> **What this task involves**: In the material below, please retype the lines from the very first through the one with "['#22b6e6', '#25c04e', '#fd4545', '#6063bd', '#ff8800'];", exactly and without pictures.

### Data lines

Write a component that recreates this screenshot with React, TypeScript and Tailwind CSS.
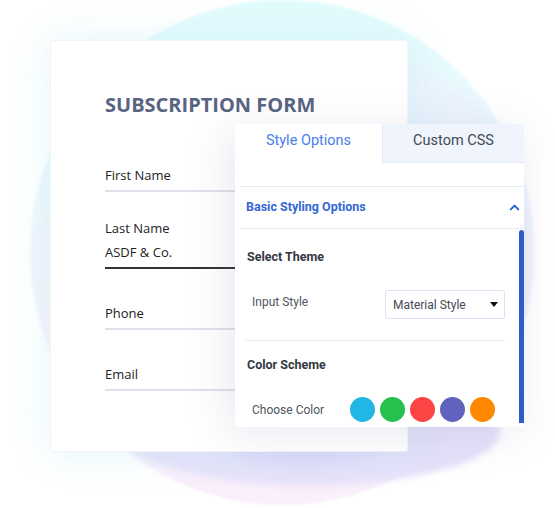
import React from 'react';
import { ChevronUp } from 'lucide-react';

const fields = [
  { label: 'First Name', value: '', active: false, gap: 'mt-0' },
  { label: 'Last Name', value: 'ASDF & Co.', active: true, gap: 'mt-[27px]' },
  { label: 'Phone', value: '', active: false, gap: 'mt-[35px]' },
  { label: 'Email', value: '', active: false, gap: 'mt-[35px]' },
];

const swatches = ['#22b6e6', '#25c04e', '#fd4545', '#6063bd', '#ff8800'];

function Backdrop() {
  return (
    <div className="absolute inset-0 pointer-events-none">
      <div className="absolute left-[30px] top-[0px] w-[505px] h-[505px] rounded-full bg-gradient-to-b from-[#e2fcfd] via-[#f3f5fd] to-[#fbeffb] blur-[1px]" />
      <div className="absolute left-[160px] top-[50px] w-[370px] h-[400px] rounded-full bg-gradient-to-b from-[#eaf6fd] via-[#eff0fd] to-[#ebe6fb] blur-[2px]" />
      <div className="absolute left-[120px] top-[380px] w-[380px] h-[105px] rounded-[50%] bg-[#e6e1fa] blur-[3px]" />
      <div className="absolute left-[210px] top-[395px] w-[190px] h-[70px] rounded-[50%] bg-[#dfd7f8] blur-[4px]" />
    </div>
  );
}

function FormCard() {
  return (
    <div className="ml-[50px] w-[358px] h-[412px] bg-white rounded-[3px] border border-[#f1f5f8] shadow-[0_0_40px_rgba(190,235,242,0.45)] pl-[54px] pt-[52px]">
      <h1 className="text-[20px] leading-[24px] font-bold text-[#586482]">SUBSCRIPTION FORM</h1>
      <div className="mt-[49px] w-[240px]">
        {fields.map((f) => (
          <div key={f.label} className={f.gap}>
            <div className="text-[13px] leading-[18px] text-[#222]">{f.label}</div>
            {f.value && <div className="mt-[6px] text-[13px] leading-[18px] text-[#222]">{f.value}</div>}
            <div className={`mt-[6px] h-[2px] ${f.active ? 'bg-[#333]' : 'bg-[#dde1ea]'}`} />
          </div>
        ))}
      </div>
    </div>
  );
}

function StylePanel() {
  return (
    <div className="absolute left-[235px] top-[124px] w-[289px] h-[303px] bg-white shadow-[-6px_6px_40px_rgba(110,120,170,0.16)] font-['Roboto',sans-serif] overflow-hidden">
      <div className="flex h-[39px]">
        <div className="w-[147px] flex items-center justify-center pb-[5px] text-[14.5px] text-[#4a80e6]">Style Options</div>
        <div className="flex-1 flex items-center justify-center pb-[5px] bg-[#f0f4fd] border-l border-b border-[#e4eaf8] text-[14.5px] text-[#444a55]">Custom CSS</div>
      </div>
      <div className="ml-[5px] mt-[23px] border-t border-b border-[#e4eaf6] h-[43px] flex items-center justify-between pl-[6px] pr-[2px]">
        <span className="text-[12.5px] font-bold text-[#3467d6]">Basic Styling Options</span>
        <ChevronUp className="w-[15px] h-[15px] text-[#2d5fcf]" strokeWidth={3.2} />
      </div>
      <div className="relative ml-[5px] h-[198px]">
        <div className="absolute right-[0px] top-[1px] bottom-[4px] w-[5px] rounded-t-[3px] bg-[#2c5dc8]" />
        <div className="pl-[7px] pr-[19px]">
          <div className="pt-[20px] text-[12.5px] leading-[16px] font-bold text-[#333842]">Select Theme</div>
          <div className="mt-[25px] flex items-start justify-between pl-[5px]">
            <span className="mt-[4px] text-[12px] leading-[16px] text-[#50555f]">Input Style</span>
            <div className="w-[120px] h-[29px] border border-[#dbe4f5] rounded-[2px] flex items-center justify-between pl-[7px] pr-[6px]">
              <span className="text-[12px] text-[#444a55]">Material Style</span>
              <span className="w-0 h-0 border-l-[4px] border-r-[4px] border-t-[5px] border-l-transparent border-r-transparent border-t-[#111]" />
            </div>
          </div>
          <div className="mt-[21px] h-px bg-[#e4eaf6] -ml-[2px]" />
          <div className="mt-[16px] text-[12.5px] leading-[16px] font-bold text-[#333842]">Color Scheme</div>
          <div className="mt-[24px] flex items-center pl-[5px]">
            <span className="text-[12px] text-[#50555f] w-[98px]">Choose Color</span>
            <div className="flex gap-[5px]">
              {swatches.map((c) => (
                <span key={c} className="w-[25px] h-[25px] rounded-full" style={{ backgroundColor: c }} />
              ))}
            </div>
          </div>
        </div>
      </div>
    </div>
  );
}

export default function App() {
  return (
    <div className="relative w-[555px] h-[508px] overflow-hidden bg-white font-['Open_Sans',sans-serif]">
      <Backdrop />
      <div className="relative pt-[40px]">
        <FormCard />
      </div>
      <StylePanel />
    </div>
  );
}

######

> **Task solution**:
Write a component that recreates this screenshot with React, TypeScript and Tailwind CSS.
import React from 'react';
import { ChevronUp } from 'lucide-react';

const fields = [
  { label: 'First Name', value: '', active: false, gap: 'mt-0' },
  { label: 'Last Name', value: 'ASDF & Co.', active: true, gap: 'mt-[27px]' },
  { label: 'Phone', value: '', active: false, gap: 'mt-[35px]' },
  { label: 'Email', value: '', active: false, gap: 'mt-[35px]' },
];

const swatches = ['#22b6e6', '#25c04e', '#fd4545', '#6063bd', '#ff8800'];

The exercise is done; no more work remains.